Несмотря на столь самоотверженное служение, в своей общине Арндт вызывал всё большее и большее недовольство. Это было связано с его призывами к покаянию и исправлению жизни. То, что такая проповедь большинством прихожан не принималась, и было следствием того кризиса благочестия, о котором я сказал выше. «Множество моих прихожан», – писал Арндт, – «не только отворили бы предо мною все ворота города, но и снесли бы стены оного, только бы я удалился от них». [18] Поэтому, когда Арндту поступило предложение занять место пастора церкви св. Мартина в Брауншвейге, он ответил согласием и 16 августа 1599 года вступил в эту должность. Начался новый, очень важный, но во многом и самый скорбный этап его жизни.

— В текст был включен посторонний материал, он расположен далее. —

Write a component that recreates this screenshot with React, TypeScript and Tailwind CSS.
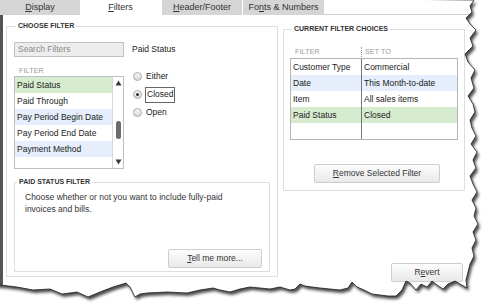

Политическое положение Брауншвейга в то время было весьма сложным. Город хотел выйти из подчинения Брауншвейг-Люнебургского герцогства и стать свободным имперским городом – то есть подчиняться не местному герцогу, а непосредственно императору Священной Римской империи Германской нации. За это отделение шла упорная борьба, переходившая порой в военные действия. Одно из них имело место сразу по переезде Арндта в Брауншвейг, в 1600 году, когда войска герцога Генриха Юлиуса осадили город. В самом городе также складывалась достаточно напряжённая ситуация. Брауншвейг управлялся так наз. «партией патрициев» – то есть представителей аристократии и высших слоёв города. Одновременно горожане избрали (в 1602 году) городской совет, который этой партии противостоял. Иоганн Арндт вместе с большинством духовенства встал на сторону патрициев. Новоизбранный городской совет проявлял антицерковные настроения, и вообще, как писал Арндт в одном письме, состоял из представителей черни, неспособных к управлению. [19] В городе возникли серьёзные нестроения, приведшие к открытому противостоянию патрициев и городского совета, в результате которого победили первые. Зачинщики беспорядков были подвергнуты пыткам и в конце сентября – начале октября 1604 года казнены. Духовенство города одобрило этот шаг.